## [What you are asked to do]
Write out the records below from the first line through the line containing "leading-[22px] text-[#333] pb-[11px]", leaving out any pictures.

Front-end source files
○ ○ ○ ○ ○
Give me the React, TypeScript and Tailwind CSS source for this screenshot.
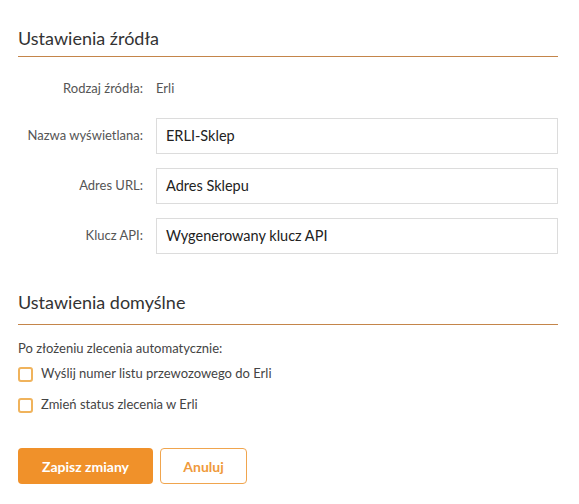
import React from 'react'

const fields = [
  { label: 'Nazwa wyświetlana:', value: 'ERLI-Sklep' },
  { label: 'Adres URL:', value: 'Adres Sklepu' },
  { label: 'Klucz API:', value: 'Wygenerowany klucz API' },
]

const Checkbox: React.FC<{ label: string }> = ({ label }) => (
  <label className="flex items-center gap-[8px] h-[16px]">
    <span className="w-[15px] h-[15px] rounded-[3px] border-2 border-[#f0b35c] bg-white" />
    <span className="text-[13px] text-[#444]">{label}</span>
  </label>
)

export default function App() {
  return (
    <div className="w-[579px] h-[504px] bg-white px-[18px] pt-[27px] text-[#444]" style={{ fontFamily: 'Lato, "Open Sans", sans-serif' }}>
      {/* Ustawienia zrodla */}
      <div className="w-[540px]">
        <h2 className="text-[18px] leading-[22px] text-[#333] pb-[7px] border-b border-[#c4854a]">Ustawienia źródła</h2>

        <div className="flex items-center mt-[22px] text-[13px]">
          <div className="w-[125px] text-right text-[#555]">Rodzaj źródła:</div>
          <div className="ml-[13px] text-[#555]">Erli</div>
        </div>

        <div className="mt-[19px] flex flex-col gap-[14px]">
          {fields.map((f) => (
            <div key={f.label} className="flex items-center">
              <div className="w-[125px] text-right text-[13px] text-[#555]">{f.label}</div>
              <div className="ml-[13px] flex-1 h-[36px] border border-[#dcdcdc] px-[9px] flex items-center text-[14.5px] text-[#222]">
                {f.value}
              </div>
            </div>
          ))}
        </div>

        {/* Ustawienia domyslne */}
        <h2 className="mt-[37px] text-[18px] leading-[22px] text-[#333] pb-[11px] border-b border-[#c4854a]">Ustawienia domyślne</h2>

        <p className="mt-[14px] text-[13px] text-[#444]">Po złożeniu zlecenia automatycznie:</p>
        <div className="mt-[8px] flex flex-col gap-[15px]">
          <Checkbox label="Wyślij numer listu przewozowego do Erli" />
          <Checkbox label="Zmień status zlecenia w Erli" />
        </div>

        <div className="mt-[35px] flex gap-[7px]">
          <button className="w-[135px] h-[36px] rounded-[4px] bg-[#f0912a] text-white text-[14px] font-bold">Zapisz zmiany</button>
          <button className="w-[87px] h-[36px] rounded-[4px] border border-[#f0a54e] bg-white text-[#ef9a3c] text-[14px] font-bold">Anuluj</button>
        </div>
      </div>
    </div>
  )
}
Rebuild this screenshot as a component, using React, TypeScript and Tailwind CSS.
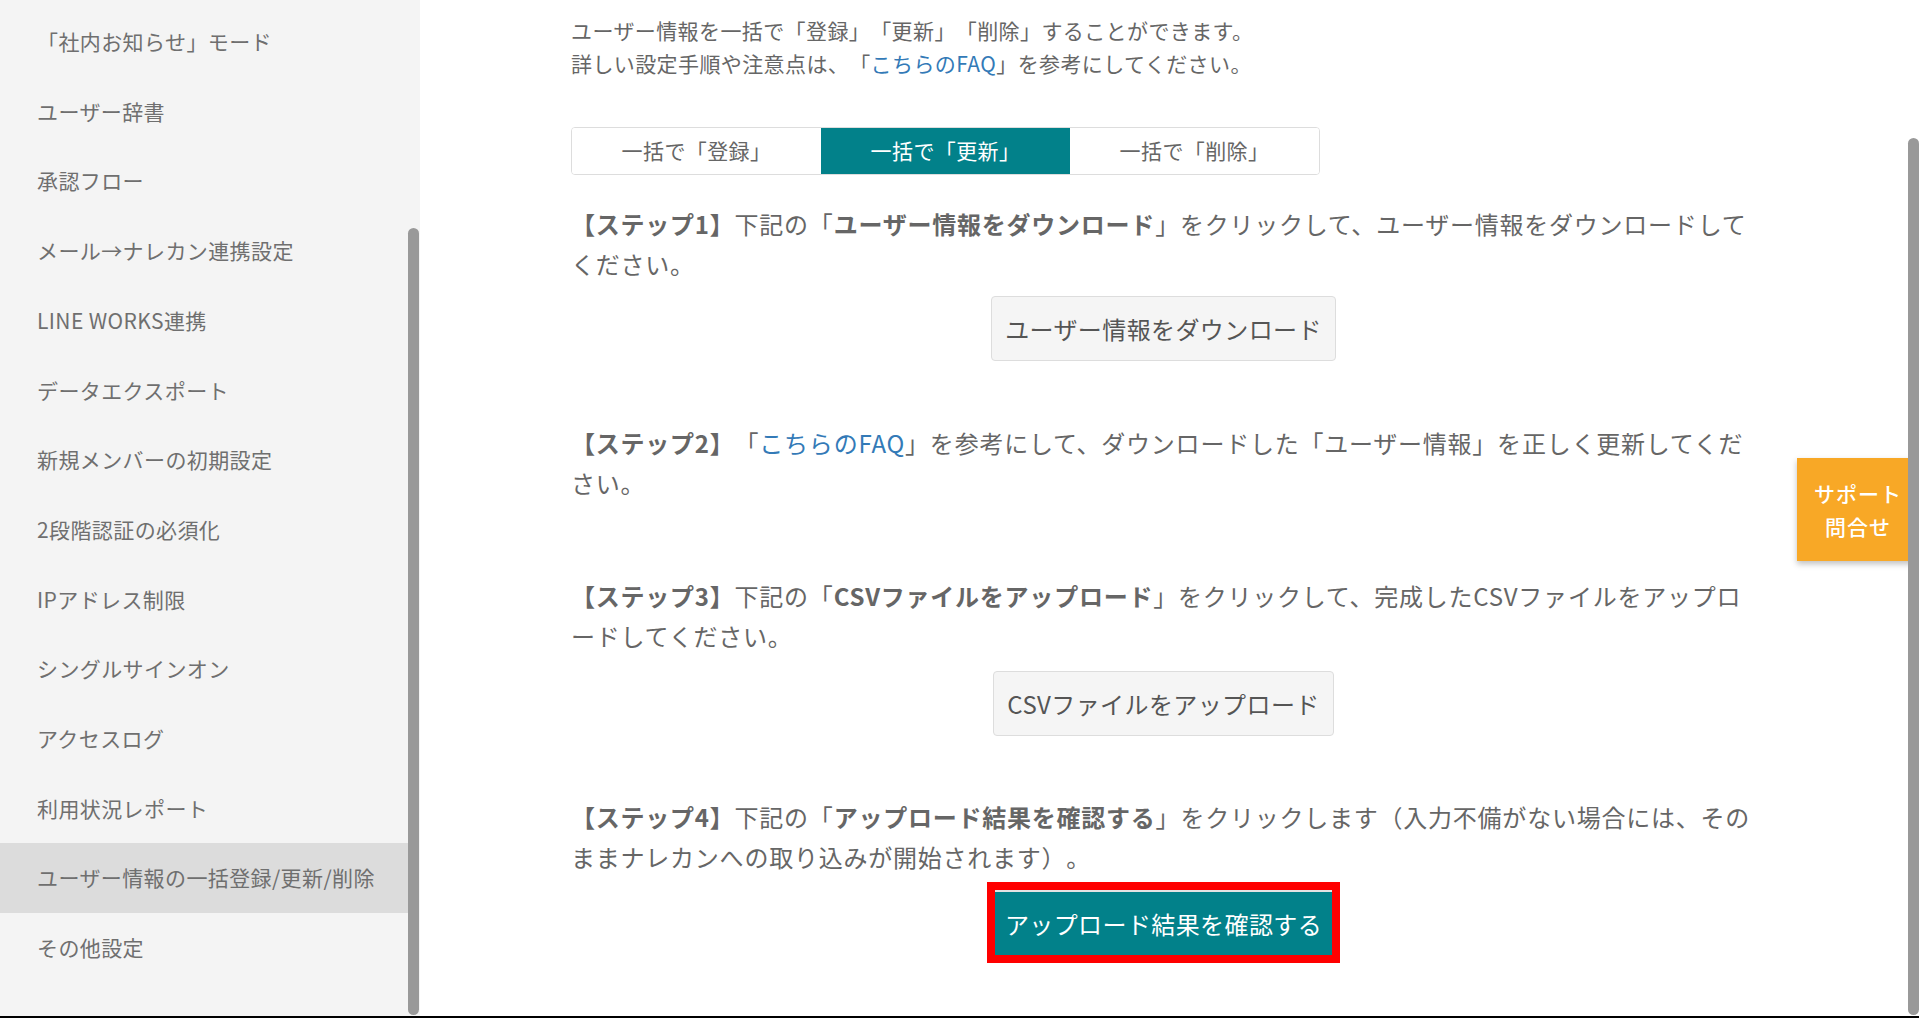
import React from "react";

const menuItems = [
  "「社内お知らせ」モード",
  "ユーザー辞書",
  "承認フロー",
  "メール→ナレカン連携設定",
  "LINE WORKS連携",
  "データエクスポート",
  "新規メンバーの初期設定",
  "2段階認証の必須化",
  "IPアドレス制限",
  "シングルサインオン",
  "アクセスログ",
  "利用状況レポート",
  "ユーザー情報の一括登録/更新/削除",
  "その他設定",
];

const tabs = ["一括で「登録」", "一括で「更新」", "一括で「削除」"];

export default function App() {
  return (
    <div className="w-[1919px] h-[1018px] flex flex-col overflow-hidden bg-white font-['Noto_Sans_CJK_JP','Noto_Sans',sans-serif] [text-spacing-trim:space-all] tracking-[0.025em]">
      <div className="flex flex-1 min-h-0">
        {/* Sidebar */}
        <aside className="relative w-[420px] shrink-0 bg-[#f4f4f4]">
          <ul className="pt-[7px] w-[408px]">
            {menuItems.map((item, i) => (
              <li
                key={item}
                className={
                  "h-[69.7px] flex items-center pl-[37px] text-[21px] text-[#6f6f6f] " +
                  (i === 12 ? "bg-[#dcdcdc]" : "")
                }
              >
                {item}
              </li>
            ))}
          </ul>
          <div className="absolute left-[408px] top-[228px] bottom-[1px] w-[11px] rounded-full bg-[#999999]" />
        </aside>

        {/* Main */}
        <main className="relative flex-1 min-w-0">
          <div className="ml-[151px] w-[1185px] pt-[14px] text-[#666666]">
            <p className="text-[21px] leading-[33px] whitespace-nowrap">
              ユーザー情報を一括で「登録」「更新」「削除」することができます。
              <br />
              詳しい設定手順や注意点は、「<span className="text-[#337ab7]">こちらのFAQ</span>」を参考にしてください。
            </p>

            {/* Tabs */}
            <div className="mt-[47px] w-[749px] h-[48px] grid grid-cols-3 border border-[#dddddd] rounded-[4px] overflow-hidden">
              {tabs.map((t, i) => (
                <div
                  key={t}
                  className={
                    "flex items-center justify-center text-[21px] " +
                    (i === 1 ? "bg-[#02818a] text-white" : "bg-white text-[#666666]")
                  }
                >
                  {t}
                </div>
              ))}
            </div>

            {/* Step 1 */}
            <p className="mt-[29px] text-[24px] leading-[40px] tracking-[0.032em] whitespace-nowrap">
              <b>【ステップ1】</b>下記の「<b>ユーザー情報をダウンロード</b>」をクリックして、ユーザー情報をダウンロードして
              <br />
              ください。
            </p>
            <div className="mt-[12px] flex justify-center">
              <button className="h-[65px] px-[13px] bg-[#f5f5f5] border border-[#dddddd] rounded-[4px] text-[24px] text-[#555555]">
                ユーザー情報をダウンロード
              </button>
            </div>

            {/* Step 2 */}
            <p className="mt-[62px] text-[24px] leading-[40px] tracking-[0.032em] whitespace-nowrap">
              <b>【ステップ2】</b>「<span className="text-[#337ab7]">こちらのFAQ</span>」を参考にして、ダウンロードした「ユーザー情報」を正しく更新してくだ
              <br />
              さい。
            </p>

            {/* Step 3 */}
            <p className="mt-[73px] text-[24px] leading-[40px] tracking-[0.032em] whitespace-nowrap">
              <b>【ステップ3】</b>下記の「<b>CSVファイルをアップロード</b>」をクリックして、完成したCSVファイルをアップロ
              <br />
              ードしてください。
            </p>
            <div className="mt-[15px] flex justify-center">
              <button className="h-[65px] px-[13px] bg-[#f5f5f5] border border-[#dddddd] rounded-[4px] text-[24px] text-[#555555]">
                CSVファイルをアップロード
              </button>
            </div>

            {/* Step 4 */}
            <p className="mt-[61px] text-[24px] leading-[40px] tracking-[0.032em] whitespace-nowrap">
              <b>【ステップ4】</b>下記の「<b>アップロード結果を確認する</b>」をクリックします（入力不備がない場合には、その
              <br />
              ままナレカンへの取り込みが開始されます）。
            </p>
            <div className="mt-[5px] flex justify-center">
              <div className="border-[8px] border-[#ff0000]">
                <button className="h-[65px] px-[10px] bg-[#02818a] border-t-2 border-[#e3e3e3] text-[24px] text-white">
                  アップロード結果を確認する
                </button>
              </div>
            </div>
          </div>

          {/* Support tab (sits under the scrollbar) */}
          <div className="absolute right-0 top-[458px] w-[122px] h-[103px] bg-[#f8a826] shadow-[0_3px_6px_rgba(0,0,0,0.25)] flex flex-col items-center justify-center text-white text-[21px] font-medium tracking-[0.05em] leading-[33px]">
            <span>サポート</span>
            <span>問合せ</span>
          </div>

          {/* Scrollbar */}
          <div className="absolute right-0 top-[138px] bottom-[1px] w-[11px] rounded-full bg-[#999999]" />
        </main>
      </div>
      <div className="h-[2px] bg-black" />
    </div>
  );
}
○ ○ ○ ○ ○
## [Answer to this task]
Give me the React, TypeScript and Tailwind CSS source for this screenshot.
import React from 'react'

const fields = [
  { label: 'Nazwa wyświetlana:', value: 'ERLI-Sklep' },
  { label: 'Adres URL:', value: 'Adres Sklepu' },
  { label: 'Klucz API:', value: 'Wygenerowany klucz API' },
]

const Checkbox: React.FC<{ label: string }> = ({ label }) => (
  <label className="flex items-center gap-[8px] h-[16px]">
    <span className="w-[15px] h-[15px] rounded-[3px] border-2 border-[#f0b35c] bg-white" />
    <span className="text-[13px] text-[#444]">{label}</span>
  </label>
)

export default function App() {
  return (
    <div className="w-[579px] h-[504px] bg-white px-[18px] pt-[27px] text-[#444]" style={{ fontFamily: 'Lato, "Open Sans", sans-serif' }}>
      {/* Ustawienia zrodla */}
      <div className="w-[540px]">
        <h2 className="text-[18px] leading-[22px] text-[#333] pb-[7px] border-b border-[#c4854a]">Ustawienia źródła</h2>

        <div className="flex items-center mt-[22px] text-[13px]">
          <div className="w-[125px] text-right text-[#555]">Rodzaj źródła:</div>
          <div className="ml-[13px] text-[#555]">Erli</div>
        </div>

        <div className="mt-[19px] flex flex-col gap-[14px]">
          {fields.map((f) => (
            <div key={f.label} className="flex items-center">
              <div className="w-[125px] text-right text-[13px] text-[#555]">{f.label}</div>
              <div className="ml-[13px] flex-1 h-[36px] border border-[#dcdcdc] px-[9px] flex items-center text-[14.5px] text-[#222]">
                {f.value}
              </div>
            </div>
          ))}
        </div>

        {/* Ustawienia domyslne */}
        <h2 className="mt-[37px] text-[18px] leading-[22px] text-[#333] pb-[11px] border-b border-[#c4854a]">Ustawienia domyślne</h2>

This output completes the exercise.